In the meeting, the prime minister reiterated the mantras that he has recited these past weeks. “I was in this situation in 1999 [when Ehud Barak’s Labor Party defeated Likud at the ballot box]. Now, I recognize a similar problem. If we don’t change the trend, we are going to lose,” he warned.

“President [Reuven] Rivlin said that if there aren’t 61 recommendations, then the largest party wins and forms a government. We don’t have 61. [Zehut Party leader Moshe] Feiglin refuses to commit. In a situation in which there is no bloc, then [Blue and White Party heads Yair] Lapid and [Benny] Gantz are the biggest party. That is according to the polls in the media, and that is according to our polling.”

Likud Knesset member Yoav Kisch, who organized the meeting with the regional council heads, told Israel Hayom that “Netanyahu is at war. There is a big illusion. They’re talking about a right-wing bloc, but there is no such bloc.”

‘Annexation would destroy negotiations’

Meanwhile, the Arab world reacted with anger to Netanyahu’s remarks in an interview with Channel 12 News on Saturday night, in which the prime minister said he would not rule out the possibility of annexing Judea and Samaria in the future.

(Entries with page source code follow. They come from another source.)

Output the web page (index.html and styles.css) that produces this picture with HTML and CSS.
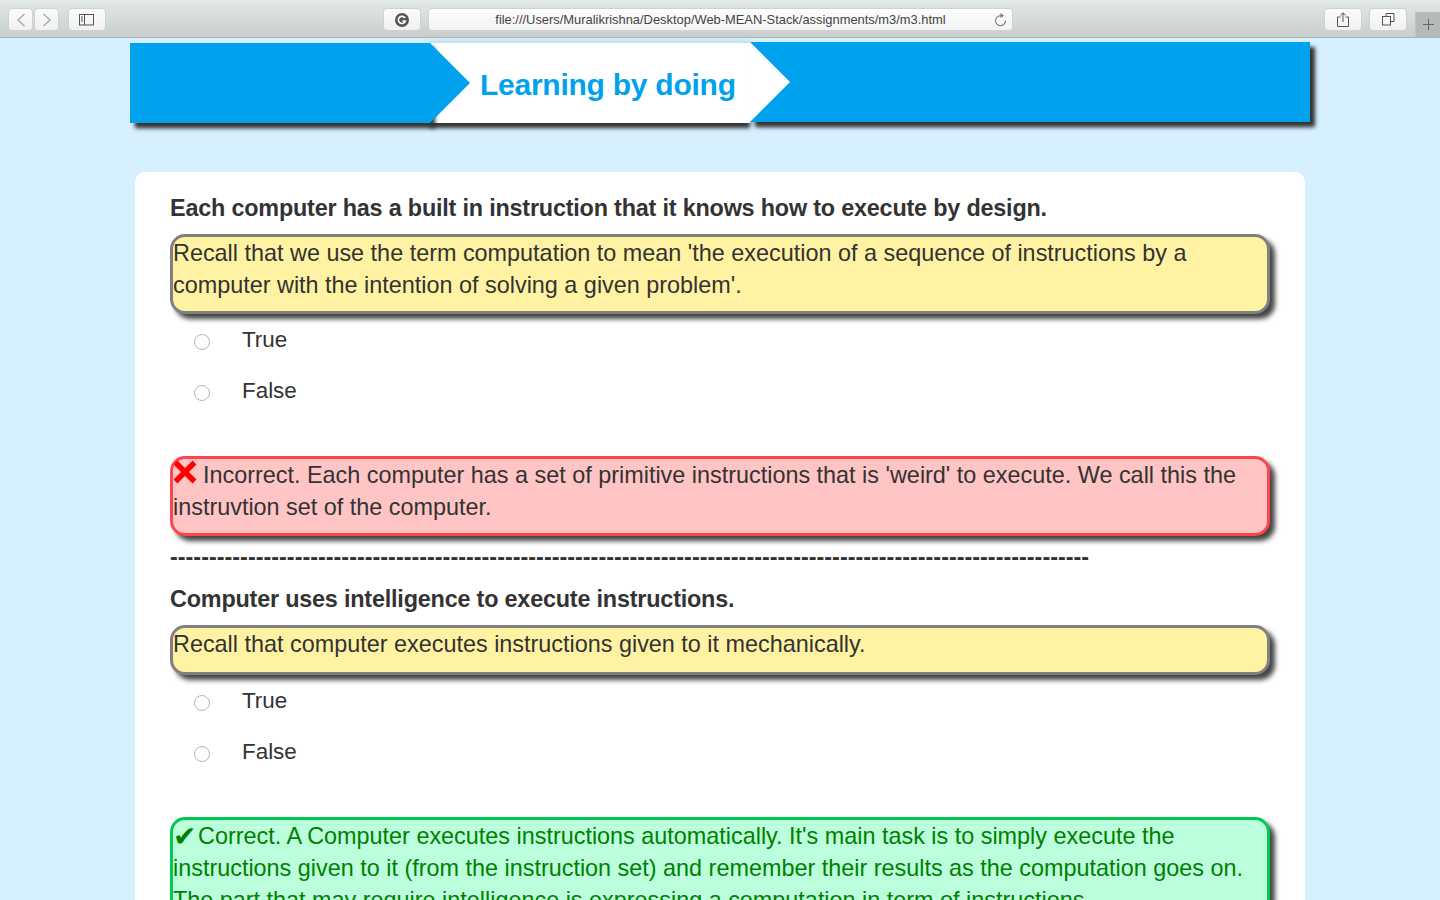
FILE: index.html
```html
<!DOCTYPE html>
<html>
<head lang="en">
    <meta charset="UTF-8">
    <title>Learning by doing</title>
    <link rel="stylesheet" href="styles.css">
</head>
<body>
    <div class="toolbar">
        <div class="tool-group">
            <span class="tool-btn nav-btn">
                <svg width="12" height="16" viewBox="0 0 12 16"><path d="M9.5 2 L3 8 L9.5 14" fill="none" stroke="#a9a9a9" stroke-width="1.4"/></svg>
            </span>
            <span class="tool-btn nav-btn">
                <svg width="12" height="16" viewBox="0 0 12 16"><path d="M2.5 2 L9 8 L2.5 14" fill="none" stroke="#a9a9a9" stroke-width="1.4"/></svg>
            </span>
        </div>
        <span class="tool-btn wide-btn sidebar-btn">
            <svg width="16" height="12" viewBox="0 0 16 12"><rect x="0.5" y="0.5" width="14" height="10.5" fill="none" stroke="#555" stroke-width="1"/><path d="M5.5 0.5 V11" stroke="#555" stroke-width="1"/><path d="M2 3 H4 M2 5 H4 M2 7 H4" stroke="#555" stroke-width="1"/></svg>
        </span>
        <span class="tool-btn wide-btn grammarly-btn">
            <svg width="14" height="14" viewBox="0 0 14 14"><circle cx="7" cy="7" r="7" fill="#555"/><path d="M10 5 A3.6 3.6 0 1 0 10.4 8 H7.4" fill="none" stroke="#fff" stroke-width="1.6"/></svg>
        </span>
        <div class="url-bar">
            <span class="url-text">file:///Users/Muralikrishna/Desktop/Web-MEAN-Stack/assignments/m3/m3.html</span>
            <svg class="reload" width="13" height="14" viewBox="0 0 13 14"><path d="M7.5 2.8 A5 5 0 1 0 11.5 7.5" fill="none" stroke="#777" stroke-width="1.1"/><path d="M6.5 0 L10 2.8 L6.5 5 Z" fill="#777"/></svg>
        </div>
        <span class="tool-btn wide-btn share-btn">
            <svg width="12" height="15" viewBox="0 0 12 15"><path d="M3.5 5 H0.5 V14.5 H11.5 V5 H8.5" fill="none" stroke="#555" stroke-width="1"/><path d="M6 10 V1 M3.5 3.2 L6 0.8 L8.5 3.2" fill="none" stroke="#555" stroke-width="1"/></svg>
        </span>
        <span class="tool-btn wide-btn tabs-btn">
            <svg width="13" height="13" viewBox="0 0 13 13"><rect x="0.5" y="3.5" width="8" height="8.5" fill="none" stroke="#555" stroke-width="1"/><path d="M4 3 V0.5 H12 V8.5 H9" fill="none" stroke="#555" stroke-width="1"/></svg>
        </span>
        <span class="new-tab">
            <svg width="11" height="11" viewBox="0 0 11 11"><path d="M5.5 0 V11 M0 5.5 H11" stroke="#666" stroke-width="1"/></svg>
        </span>
    </div>

    <div class="page">
        <div class="banner">
            <div class="ribbon ribbon-left"></div>
            <h1 class="banner-title">Learning by doing</h1>
            <div class="ribbon ribbon-right"></div>
        </div>

        <div class="card">
            <p class="question">Each computer has a built in instruction that it knows how to execute by design.</p>
            <div class="note hint">Recall that we use the term computation to mean 'the execution of a sequence of instructions by a computer with the intention of solving a given problem'.</div>
            <ul class="options">
                <li><span class="radio"></span><span>True</span></li>
                <li><span class="radio"></span><span>False</span></li>
            </ul>
            <div class="note wrong"><svg class="cross" width="24" height="24" viewBox="0 0 24 24"><path d="M2.5 2.5 L21.5 21.5 M21.5 2.5 L2.5 21.5" stroke="#f00" stroke-width="5.5"/></svg>Incorrect. Each computer has a set of primitive instructions that is 'weird' to execute. We call this the instruvtion set of the computer.</div>
            <div class="divider">----------------------------------------------------------------------------------------------------------------------</div>
            <p class="question">Computer uses intelligence to execute instructions.</p>
            <div class="note hint hint-short">Recall that computer executes instructions given to it mechanically.</div>
            <ul class="options">
                <li><span class="radio"></span><span>True</span></li>
                <li><span class="radio"></span><span>False</span></li>
            </ul>
            <div class="note right"><span class="check">&#10004;</span>Correct. A Computer executes instructions automatically. It's main task is to simply execute the instructions given to it (from the instruction set) and remember their results as the computation goes on. The part that may require intelligence is expressing a computation in term of instructions.</div>
        </div>
    </div>
</body>
</html>
```

FILE: styles.css
```css
* {
    margin: 0;
    padding: 0;
    box-sizing: border-box;
}
html, body {
    height: 900px;
    overflow: hidden;
}
body {
    background: #d6f0ff;
    font-family: "Liberation Sans", Arial, sans-serif;
    color: #333;
}

/* browser chrome */
.toolbar {
    height: 38px;
    display: flex;
    align-items: flex-start;
    padding-top: 8px;
    padding-left: 8px;
    background: linear-gradient(#e6eaea, #dfe5e5 15%, #c8cece);
    border-bottom: 1px solid #aeb2b2;
    position: relative;
}
.tool-group {
    display: flex;
    gap: 1px;
}
.tool-btn {
    height: 23px;
    display: flex;
    align-items: center;
    justify-content: center;
    background: linear-gradient(#fbfbfb, #f1f1f1);
    border: 1px solid #cfd2d2;
    border-radius: 4px;
}
.nav-btn {
    width: 25px;
}
.wide-btn {
    width: 38px;
}
.sidebar-btn {
    margin-left: 9px;
}
.grammarly-btn {
    margin-left: 277px;
}
.url-bar {
    width: 585px;
    height: 23px;
    margin-left: 7px;
    display: flex;
    align-items: center;
    justify-content: center;
    position: relative;
    background: linear-gradient(#fdfdfd, #f3f3f3);
    border: 1px solid #cfd2d2;
    border-radius: 4px;
}
.url-text {
    font-size: 12.9px;
    color: #444;
}
.reload {
    position: absolute;
    right: 5px;
    top: 4px;
}
.share-btn {
    margin-left: 311px;
}
.tabs-btn {
    margin-left: 7px;
}
.new-tab {
    position: absolute;
    right: 0;
    top: 12px;
    width: 25px;
    height: 25px;
    display: flex;
    align-items: center;
    justify-content: center;
    background: #b4b9b9;
    border-left: 1px solid #c0c4c4;
}

/* page */
.page {
    width: 1180px;
    margin-left: 130px;
}
.banner {
    height: 80px;
    margin-top: 5px;
    display: flex;
}
.ribbon {
    height: 80px;
    position: relative;
    background: #00a2ed;
    box-shadow: 5px 5px 4px #333, 4px 7px 6px -3px rgba(0, 0, 0, .25);
}
.ribbon-left {
    width: 300px;
    z-index: 1;
}
/* arrow tip, sits over the white part */
.ribbon-left::after {
    content: "";
    position: absolute;
    left: 100%;
    top: 0;
    border-left: 40px solid #00a2ed;
    border-top: 40px solid transparent;
    border-bottom: 40px solid transparent;
}
.ribbon-right {
    width: 560px;
    margin-top: -1px;
}
.ribbon-right::before {
    content: "";
    position: absolute;
    left: 0;
    top: 0;
    border-left: 40px solid #fff;
    border-top: 40px solid transparent;
    border-bottom: 40px solid transparent;
}
.banner-title {
    width: 320px;
    height: 80px;
    background: #fff;
    box-shadow: 0 5px 4px #333, 0 1px 8px rgba(0, 0, 0, .2);
    font-size: 30px;
    letter-spacing: -0.25px;
    line-height: 84px;
    font-weight: bold;
    color: #00a2ed;
    padding-left: 50px;
    white-space: nowrap;
}
.card {
    width: 1170px;
    margin-left: 5px;
    margin-top: 49px;
    padding: 20px 35px;
    background: #fff;
    border-radius: 10px;
    height: 800px;
    font-size: 23.4px;
    line-height: 32px;
}
.question {
    font-weight: bold;
    letter-spacing: -0.2px;
}
.note {
    border: 3px solid;
    border-radius: 15px;
    padding-bottom: 10px;
    box-shadow: 5px 5px 5px #444;
}
.hint {
    margin-top: 10px;
    background: #fff2a3;
    border-color: #808080;
}
.hint-short {
    padding-bottom: 12px;
}
.wrong {
    background: #ffc4c4;
    border-color: #ff4451;
}
.right {
    background: #bbffdd;
    border-color: #00c853;
    color: #008000;
}
.cross {
    vertical-align: -1px;
    margin-right: 6px;
}
.check {
    font-size: 28px;
    line-height: 20px;
    margin-right: 2px;
    vertical-align: -2px;
}
.options {
    list-style: none;
    padding-left: 24px;
    margin-top: 10px;
    margin-bottom: 30px;
    font-size: 22.4px;
}
.options li {
    height: 51px;
    display: flex;
    align-items: flex-start;
}
.radio {
    width: 16px;
    height: 16px;
    margin-top: 10px;
    margin-right: 32px;
    border: 1px solid #b5b5b5;
    border-radius: 50%;
    background: #fff;
}
.divider {
    font-weight: bold;
    margin-top: 5px;
    margin-bottom: 10px;
    white-space: nowrap;
}
```
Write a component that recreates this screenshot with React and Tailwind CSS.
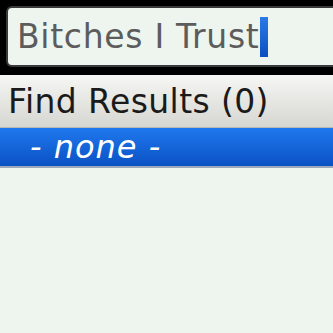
import React from 'react';

const font = { fontFamily: '"DejaVu Sans", "Open Sans", sans-serif' };

export default function App() {
  return (
    <div className="w-[333px] h-[333px] bg-[#eef5ef] overflow-hidden" style={font}>
      <div className="bg-black pt-[6px] pl-[6px] pb-[8px]">
        <div className="h-[61px] rounded-l-[6px] bg-[#eef5ef] border-2 border-r-0 border-[#3a3a3a] flex items-center pl-[9px]">
          <span className="text-[33px] leading-none text-[#5c5c5c] tracking-[0.7px]">Bitches I Trust</span>
          <span className="w-[8px] h-[40px] ml-[1px] bg-gradient-to-b from-[#2a7ae8] to-[#0b4fc0]" />
        </div>
      </div>
      <div className="h-[53px] bg-gradient-to-b from-[#f6f6f4] to-[#d6d6d2] flex items-center pl-[8px] border-b border-[#b8b8b4]">
        <span className="text-[33px] leading-none text-[#1a1a1a] tracking-[0.4px]">Find Results (0)</span>
      </div>
      <div className="h-[40px] bg-gradient-to-b from-[#1f78ee] to-[#0b52c4] flex items-center pl-[30px] border-b-2 border-[#9aa8b8]">
        <span className="text-[32px] leading-none italic text-white tracking-[1px]">- none -</span>
      </div>
    </div>
  );
}
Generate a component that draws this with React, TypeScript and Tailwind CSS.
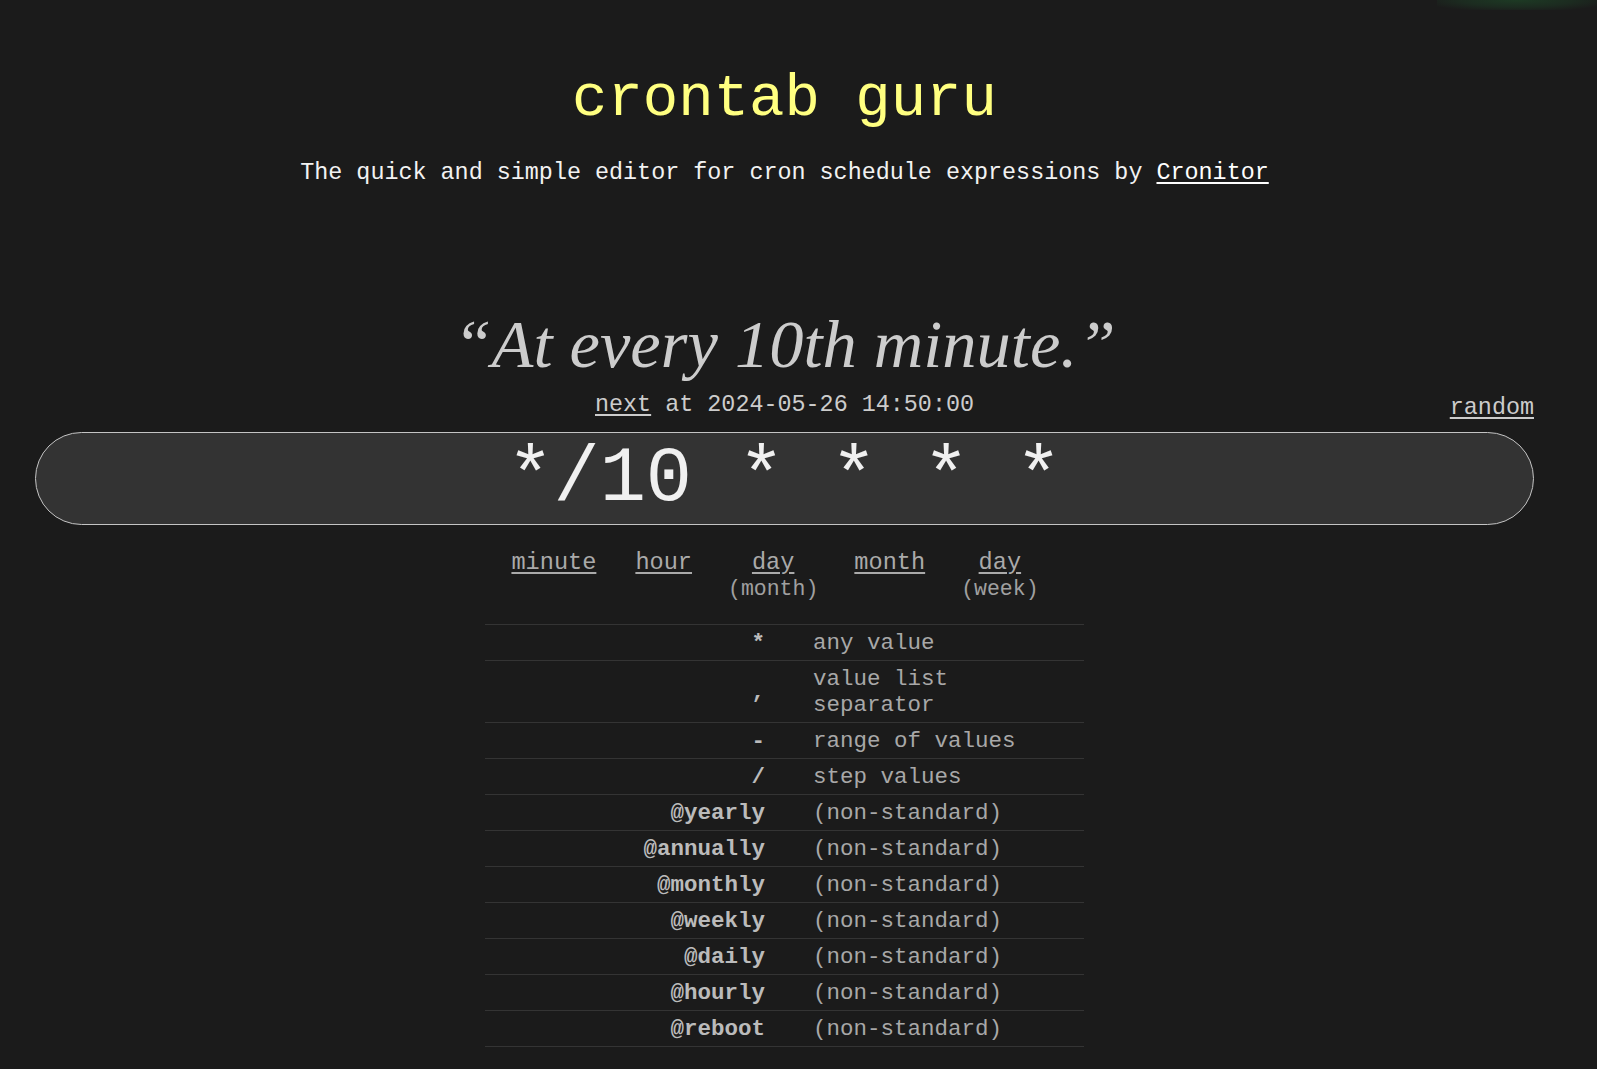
import React from "react";

const mono = { fontFamily: '"Liberation Mono", "DejaVu Sans Mono", monospace' };

const rows: { sym: string; desc: string }[] = [
	{ sym: "*", desc: "any value" },
	{ sym: ",", desc: "value list separator" },
	{ sym: "-", desc: "range of values" },
	{ sym: "/", desc: "step values" },
	{ sym: "@yearly", desc: "(non-standard)" },
	{ sym: "@annually", desc: "(non-standard)" },
	{ sym: "@monthly", desc: "(non-standard)" },
	{ sym: "@weekly", desc: "(non-standard)" },
	{ sym: "@daily", desc: "(non-standard)" },
	{ sym: "@hourly", desc: "(non-standard)" },
	{ sym: "@reboot", desc: "(non-standard)" },
];

const parts: { label: string; sub?: string }[] = [
	{ label: "minute" },
	{ label: "hour" },
	{ label: "day", sub: "(month)" },
	{ label: "month" },
	{ label: "day", sub: "(week)" },
];

function FieldLabels() {
	return (
		<div className="flex justify-center gap-[36px] pr-[19px] mt-[25px]">
			{parts.map((p, i) => (
				<div key={i} className={`flex flex-col items-center ${i === 0 ? "mr-[3px]" : ""}`}>
					<span className="text-[23.6px] leading-[26px] text-[#aaaaaa] underline underline-offset-[3px]">
						{p.label}
					</span>
					{p.sub && (
						<span className="text-[21.5px] leading-[26px] text-[#a0a0a0]">
							{p.sub}
						</span>
					)}
				</div>
			))}
		</div>
	);
}

function Legend() {
	return (
		<div className="w-[599px] mx-auto mt-[22px] border-t border-[#343434]">
			{rows.map((r) => (
				<div
					key={r.sym}
					className="grid grid-cols-[304px_1fr] border-b border-[#343434] text-[22.5px] leading-[26px] py-[4.5px]"
				>
					<div className="flex items-center justify-end pr-[24px] font-bold text-[#bbbbbb]">
						{r.sym}
					</div>
					<div className="pl-[24px] pr-[12px] text-[#a8a8a8]">{r.desc}</div>
				</div>
			))}
		</div>
	);
}

export default function App() {
	return (
		<div className="relative min-h-screen w-full bg-[#1b1b1b] overflow-hidden" style={mono}>
			<div className="absolute top-0 right-0 w-[160px] h-[10px] bg-[radial-gradient(ellipse_at_top,#1d3a24_0%,#1c2b20_50%,transparent_85%)]" />
			<div className="w-[1569px] px-[35px] pb-[40px]">
				<h1 className="mt-[70px] text-center text-[59px] leading-[59px] font-normal text-[#ffff80]">
					crontab guru
				</h1>
				<p className="mt-[30px] text-center text-[23.4px] leading-[28px] text-[#f2f2f2]">
					The quick and simple editor for cron schedule expressions by{" "}
					<a className="underline underline-offset-[3px] text-white">Cronitor</a>
				</p>

				<div
					className="mt-[117px] text-center text-[68.5px] leading-[80px] italic text-[#cccccc]"
					style={{ fontFamily: '"Liberation Serif", "DejaVu Serif", serif' }}
				>
					“At every 10th minute.”
				</div>

				<div className="mt-[6px] grid grid-cols-[1fr_auto_1fr] text-[23.4px] leading-[28px] text-[#cccccc]">
					<div />
					<div className="pt-[1px]">
						<a className="underline underline-offset-[3px]">next</a> at 2024-05-26 14:50:00
					</div>
					<div className="justify-self-end pt-[4px]">
						<a className="underline underline-offset-[3px]">random</a>
					</div>
				</div>

				<div className="mt-[10px] h-[93px] rounded-full border border-[#c4c4c4] bg-[#333333] flex items-center justify-center">
					<span className="text-[77px] leading-none text-[#f0f0f0] mt-[2px]">*/10 * * * *</span>
				</div>

				<FieldLabels />
				<Legend />
			</div>
		</div>
	);
}
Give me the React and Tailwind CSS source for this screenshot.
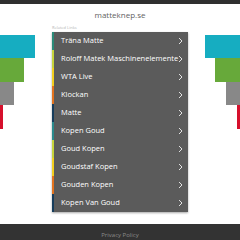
const links = [
  { label: "Träna Matte", stripe: "border-[#2b8a78]" },
  { label: "Roloff Matek Maschinenelemente", stripe: "border-[#c6d43c]" },
  { label: "WTA Live", stripe: "border-[#f2cf1f]" },
  { label: "Klockan", stripe: "border-[#e2731f]" },
  { label: "Matte", stripe: "border-[#173d5c]" },
  { label: "Kopen Goud", stripe: "border-[#2b8a8c]" },
  { label: "Goud Kopen", stripe: "border-[#c6d43c]" },
  { label: "Goudstaf Kopen", stripe: "border-[#f2cf1f]" },
  { label: "Gouden Kopen", stripe: "border-[#e2731f]" },
  { label: "Kopen Van Goud", stripe: "border-[#173d5c]" },
];

function Chevron() {
  return (
    <svg width="5" height="8" viewBox="0 0 5 8" className="shrink-0">
      <polyline
        points="1,1 4,4 1,7"
        fill="none"
        stroke="#f2f2f2"
        strokeWidth="0.9"
      />
    </svg>
  );
}

export default function App() {
  return (
    <div
      className="flex h-[240px] w-[240px] flex-col overflow-hidden bg-white"
      style={{ fontFamily: '"Open Sans", "Noto Sans", sans-serif' }}
    >
      <div className="h-[4px] shrink-0 bg-[#2f2f2f]" />
      <div className="flex h-[20px] shrink-0 items-center justify-center pt-[2px] text-[8px] text-[#626262]">
        matteknep.se
      </div>

      <div className="flex shrink-0">
        <div className="flex w-[52px] flex-col items-start pt-[11px]">
          <div className="h-[23px] w-[35px] bg-[#16adc1]" />
          <div className="h-[24px] w-[24px] bg-[#67a93a]" />
          <div className="h-[23px] w-[14px] bg-[#888888]" />
          <div className="h-[24px] w-[3px] bg-[#d6102c]" />
        </div>

        <div className="w-[136px]">
          <div className="h-[8px] text-[4px] leading-[8px] text-[#b5b5b5]">
            Related Links
          </div>
          <div className="bg-[#5b5b5b] shadow-[0_1px_2px_rgba(0,0,0,0.35)]">
            {links.map((link) => (
              <div
                key={link.label}
                className={`flex h-[18px] items-center border-l-2 pl-[7px] pr-[5px] ${link.stripe}`}
              >
                <span className="flex-1 whitespace-nowrap text-[7.5px] font-medium text-white">
                  {link.label}
                </span>
                <Chevron />
              </div>
            ))}
          </div>
        </div>

        <div className="flex w-[52px] flex-col items-end pt-[11px]">
          <div className="h-[23px] w-[35px] bg-[#16adc1]" />
          <div className="h-[24px] w-[25px] bg-[#67a93a]" />
          <div className="h-[23px] w-[14px] bg-[#888888]" />
          <div className="h-[24px] w-[3px] bg-[#d6102c]" />
        </div>
      </div>

      <div className="mt-[12px] flex flex-1 justify-center bg-[#333333] pt-[8px]">
        <span className="text-[6px] leading-[7px] text-[#8a8a8a]">
          Privacy Policy
        </span>
      </div>
    </div>
  );
}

Jordan’s Foreign Minister Ayman Safadi blasted Netanyahu’s remarks as “dangerous,” saying they threatened to “undermine regional stability.”

“The problem is that there is occupation,” he said. “If our conditions are not met, we will find ourselves facing a new escalation.”

The Palestinian Authority in Ramallah also condemned Netanyahu’s remarks. Chief Palestinian negotiator Saeb Erakat accused Netanyahu of “destroying any future chance of returning to negotiations and a peaceful resolution [to the conflict]. We will turn to the International [Criminal] Court in The Hague,” he said.